Optimisation of chromatographic resolution using objective functions including both time and spectral information

•Time- and time-spectral chromatographic objective functions are compared.•Some extreme situations giving misleading results are shown.•Two-way multivariate selectivity by matrix unfolding was the most practical.•OPA-ALS was used when deconvolution was required and to check the approach validity.•Guidelines for an efficient calculation are given.

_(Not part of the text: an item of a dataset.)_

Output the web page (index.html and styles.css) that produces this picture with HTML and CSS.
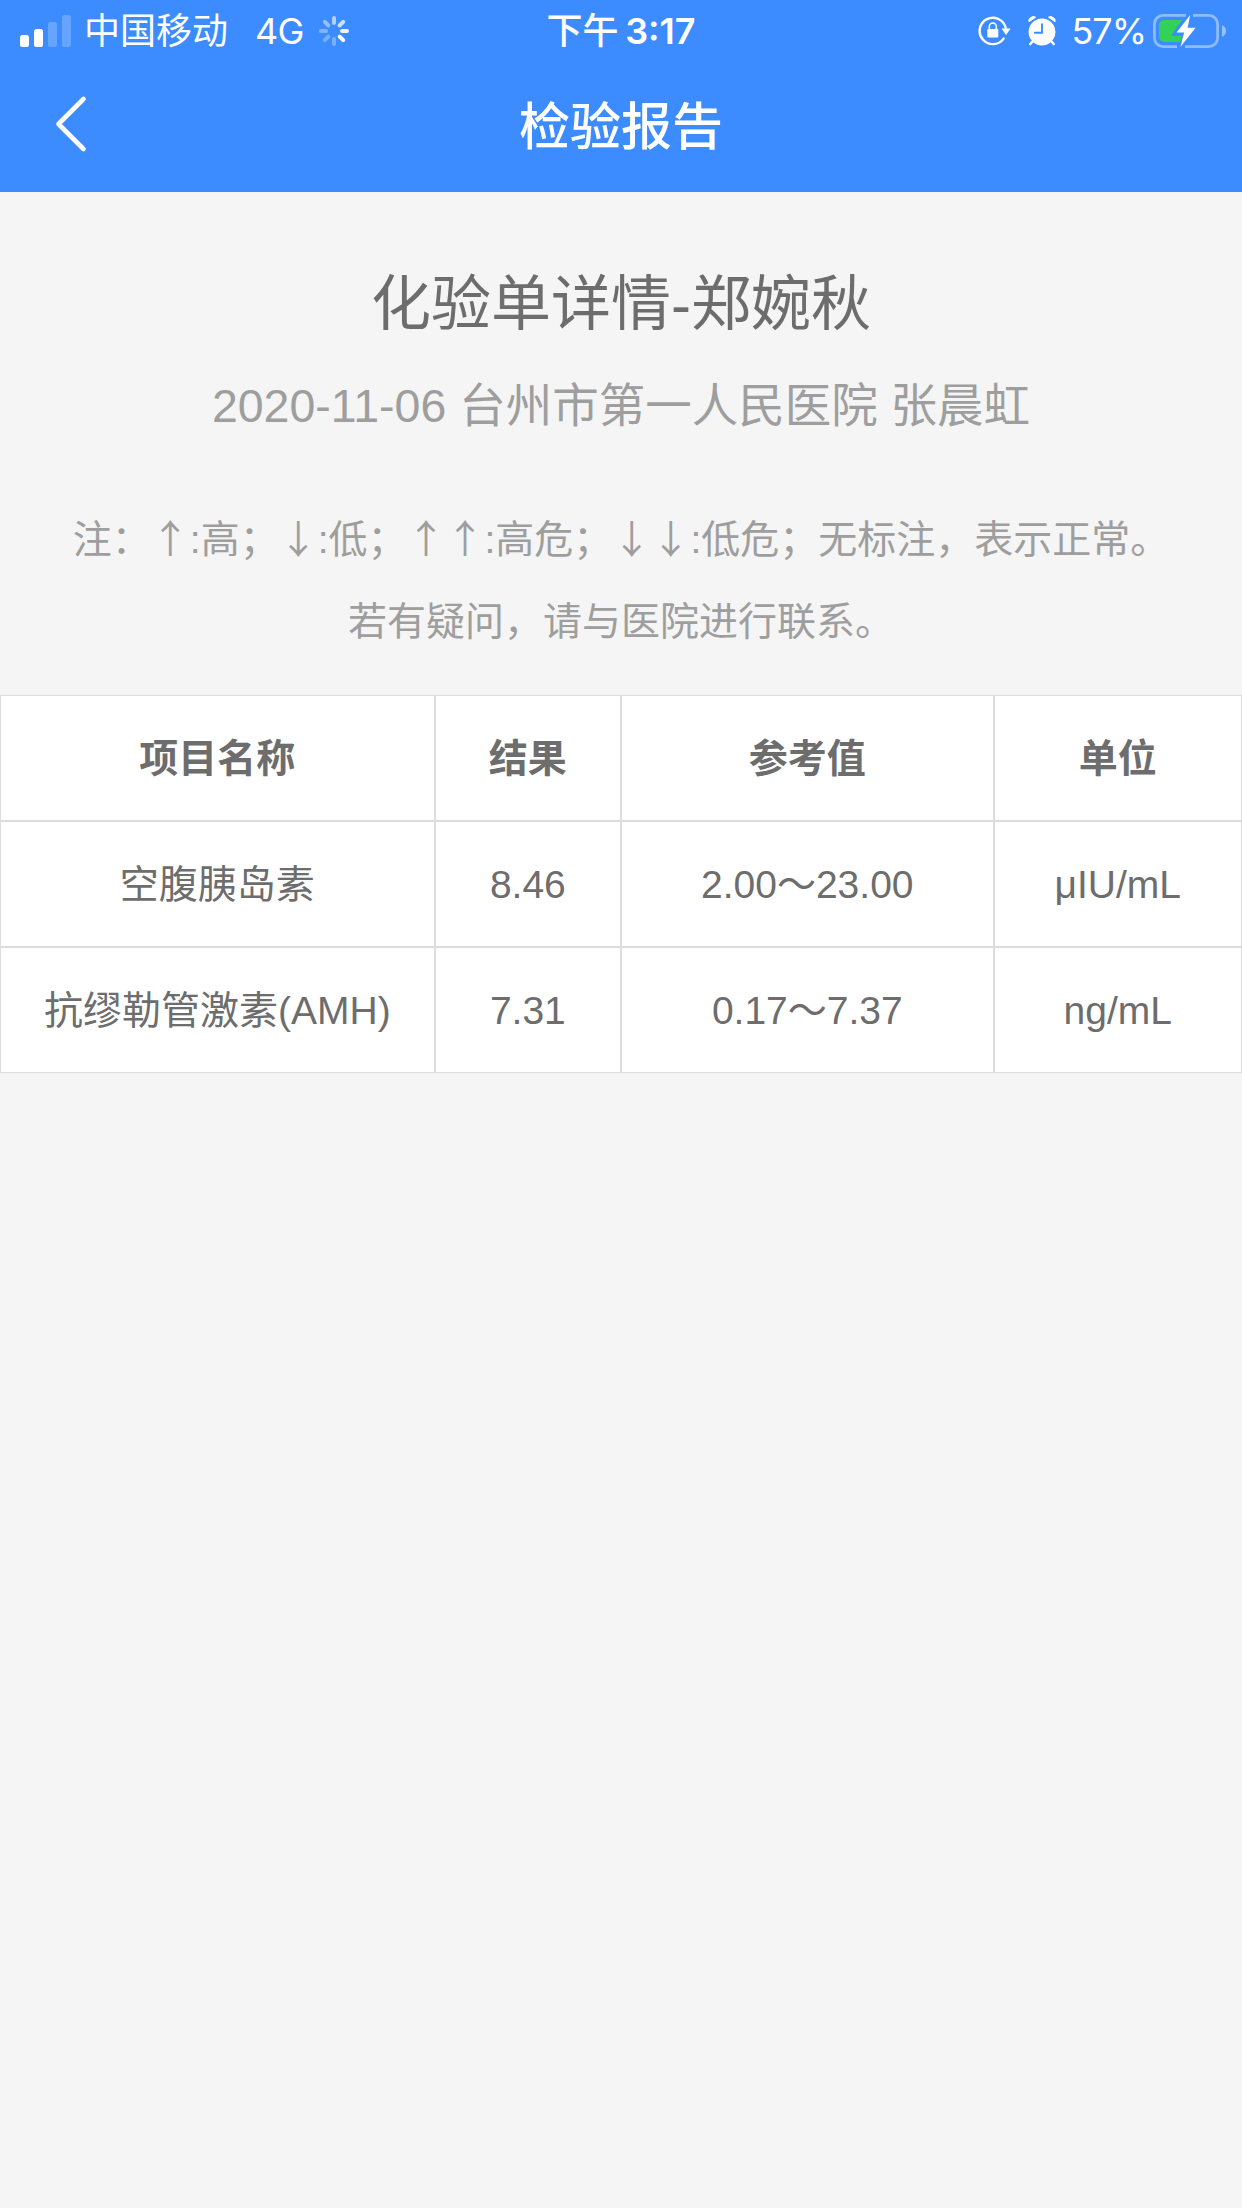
FILE: index.html
```html
<!DOCTYPE html>
<html lang="zh-CN">
<head>
    <meta charset="UTF-8">
    <meta name="viewport" content="width=device-width, initial-scale=1.0">
    <title>检验报告</title>
    <link rel="stylesheet" href="styles.css">
</head>
<body>
    <header class="header">
        <div class="status">
            <div class="status-left">
                <svg class="signal" width="51" height="32" viewBox="0 0 51 32" fill="#fff">
                    <rect x="0" y="20" width="9" height="12" rx="2.5"/>
                    <rect x="14" y="14" width="9" height="18" rx="2.5"/>
                    <rect x="28" y="7" width="9" height="25" rx="2.5" opacity=".22"/>
                    <rect x="42" y="0" width="9" height="32" rx="2.5" opacity=".22"/>
                </svg>
                <span class="carrier">中国移动</span>
                <span class="network">4G</span>
                <svg class="spinner" width="30" height="30" viewBox="-15 -15 30 30" stroke="#fff" stroke-width="4" stroke-linecap="round">
                    <path d="M0-8v-5" opacity=".6"/>
                    <path d="M0-8v-5" opacity=".75" transform="rotate(45)"/>
                    <path d="M0-8v-5" opacity=".9" transform="rotate(90)"/>
                    <path d="M0-8v-5" transform="rotate(135)"/>
                    <path d="M0-8v-5" opacity=".3" transform="rotate(180)"/>
                    <path d="M0-8v-5" opacity=".3" transform="rotate(225)"/>
                    <path d="M0-8v-5" opacity=".36" transform="rotate(270)"/>
                    <path d="M0-8v-5" opacity=".45" transform="rotate(315)"/>
                </svg>
            </div>
            <div class="status-time">下午 <b>3:17</b></div>
            <div class="status-right">
                <!-- rotation lock -->
                <svg class="lock" width="33" height="30" viewBox="0 0 33 30">
                    <path d="M25.6 22.6A13.2 13.2 0 1 1 27.7 12" fill="none" stroke="#fff" stroke-width="2.4" stroke-linecap="round"/>
                    <path d="M23.5 12.5h9l-4.4 6.5z" fill="#fff"/>
                    <rect x="9.3" y="13" width="11" height="8.6" rx="1" fill="#fff"/>
                    <path d="M11.3 13.5v-3a3.5 3.5 0 0 1 7 0v3" fill="none" stroke="#fff" stroke-width="1.6"/>
                </svg>
                <!-- alarm -->
                <svg class="alarm" width="28" height="30" viewBox="0 0 28 30">
                    <circle cx="14" cy="16" r="13.4" fill="#fff"/>
                    <path d="M1 5.8Q0 3.6 2.6 1.6T7.6 1.2zM27 5.8Q28 3.6 25.4 1.6T20.4 1.2z" fill="#fff" stroke="#fff" stroke-linejoin="round"/>
                    <path d="M5 25l-2.7 3M23 25l2.7 3" stroke="#fff" stroke-width="2.6" stroke-linecap="round"/>
                    <path d="M14 8.2v8.6H6.8" fill="none" stroke="#3c8cff" stroke-width="1.9" stroke-linecap="round"/>
                </svg>
                <span class="percent">57%</span>
                <svg class="battery" width="74" height="36" viewBox="0 0 74 36">
                    <g fill="none" stroke="#fff" stroke-width="2.8" opacity=".42">
                        <path d="M34 2.4H11A8.6 8.6 0 0 0 2.4 11v14a8.6 8.6 0 0 0 8.6 8.6h14"/>
                        <path d="M41 2.4h16A8.6 8.6 0 0 1 65.6 11v14a8.6 8.6 0 0 1-8.6 8.6H33"/>
                    </g>
                    <path d="M70 12.2c5.4 2 5.4 9.6 0 11.6z" fill="#fff" opacity=".45"/>
                    <path d="M30 7H12a5 5 0 0 0-5 5v12a5 5 0 0 0 5 5h16.2l1.8-6.2H19z" fill="#32d158"/>
                    <path d="M38.2 2L24.6 19.6h7.5L28.4 34l15.2-19.2h-8z" fill="#fff"/>
                </svg>
            </div>
        </div>
        <div class="nav">
            <svg class="back" width="32" height="58" viewBox="0 0 32 58">
                <path d="M28.5 4L3.5 29l25 25" fill="none" stroke="#fff" stroke-width="4.6" stroke-linecap="round" stroke-linejoin="round"/>
            </svg>
            <h1 class="nav-title">检验报告</h1>
        </div>
    </header>

    <div class="info">
        <h2 class="info-title">化验单详情-郑婉秋</h2>
        <p class="info-sub">2020-11-06 台州市第一人民医院 张晨虹</p>
        <div class="note">
            <p>注：<i>↑</i>:高；<i>↓</i>:低；<i>↑↑</i>:高危；<i>↓↓</i>:低危；无标注，表示正常。</p>
            <p>若有疑问，请与医院进行联系。</p>
        </div>
    </div>

    <table class="report">
        <colgroup>
            <col class="col-name">
            <col class="col-result">
            <col class="col-range">
            <col class="col-unit">
        </colgroup>
        <tr>
            <th>项目名称</th>
            <th>结果</th>
            <th>参考值</th>
            <th>单位</th>
        </tr>
        <tr>
            <td>空腹胰岛素</td>
            <td>8.46</td>
            <td>2.00～23.00</td>
            <td>μIU/mL</td>
        </tr>
        <tr>
            <td>抗缪勒管激素(AMH)</td>
            <td>7.31</td>
            <td>0.17～7.37</td>
            <td>ng/mL</td>
        </tr>
    </table>
</body>
</html>
```

FILE: styles.css
```css
* {
    box-sizing: border-box;
}

body,
h1,
h2,
p {
    margin: 0;
    font-weight: 400;
}

body {
    min-height: 100vh;
    background-color: #f5f5f5;
    color: #6d6d6d;
    font-family: "Liberation Sans", "Noto Sans CJK SC", sans-serif;
}

svg {
    display: block;
    flex: none;
}

/* header */
.header {
    height: 192px;
    background-color: #3c8cff;
    color: #fff;
}

.status {
    display: grid;
    grid-template-columns: 1fr auto 1fr;
    align-items: center;
    height: 62px;
    padding: 0 16px;
    font-family: Inter, "Noto Sans CJK SC", sans-serif;
    font-size: 36px;
    line-height: 62px;
}

.status-left,
.status-right {
    display: flex;
    align-items: center;
    font-weight: 400;
}

.status-right {
    justify-content: flex-end;
}

.signal {
    margin-left: 4px;
}

.carrier {
    margin-left: 13px;
}

.network {
    margin-left: 27px;
    letter-spacing: -0.8px;
}

.spinner {
    margin-left: 15px;
}

.status-time {
    font-weight: 500;
    word-spacing: -3px;
}

.status-time b {
    font-weight: 600;
}

.alarm {
    margin-left: 17px;
}

.percent {
    margin-left: 15px;
    letter-spacing: -1px;
}

.battery {
    margin-left: 6px;
}

.nav {
    display: grid;
    grid-template-columns: 88px 1fr 88px;
    align-items: center;
    height: 124px;
}

.back {
    margin-left: 55px;
}

.nav-title {
    padding-top: 7px;
    font-size: 51px;
    font-weight: 500;
    line-height: 117px;
    text-align: center;
}

/* patient and hospital */
.info {
    height: 503px;
    padding-top: 68px;
    text-align: center;
}

.info-title {
    font-size: 60px;
    line-height: 90px;
}

.info-sub {
    margin-top: 21px;
    color: #9e9e9e;
    font-size: 46.5px;
    line-height: 70px;
}

.note {
    margin-top: 54px;
    color: #9e9e9e;
    font-size: 39px;
    line-height: 82px;
}

.note i {
    font-family: "Noto Sans CJK SC", sans-serif;
    font-style: normal;
}

/* results */
.report {
    width: 100%;
    table-layout: fixed;
    border-spacing: 0;
    background-color: #fff;
    font-size: 39px;
    line-height: 58px;
    text-align: center;
}

.report th,
.report td {
    height: 126px;
    padding: 2px 0 0;
    border: 1px solid #dcdcdc;
}

.col-name {
    width: 35%;
}

.col-result {
    width: 15%;
}

.col-range {
    width: 30%;
}

.col-unit {
    width: 20%;
}
```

The optimisation of the resolution in high-performance liquid chromatography is traditionally performed attending only to the time information. However, even in the optimal conditions, some peak pairs may remain unresolved. Such incomplete resolution can be still accomplished by deconvolution, which can be carried out with more guarantees of success by including spectral information. In this work, two-way chromatographic objective functions (COFs) that incorporate both time and spectral information were tested, based on the peak purity (analyte peak fraction free of overlapping) and the multivariate selectivity (figure of merit derived from the net analyte signal) concepts. These COFs are sensitive to situations where the components that coelute in a mixture show some spectral differences. Therefore, they are useful to find out experimental conditions where the spectrochromatograms can be recovered by deconvolution. Two-way multivariate selectivity yielded the best performance and was applied to the separation using diode-array detection of a mixture of 25 phenolic compounds, which remained unresolved in the chromatographic order using linear and multi-linear gradients of acetonitrile–water. Peak deconvolution was carried out using the combination of orthogonal projection approach and alternating least squares.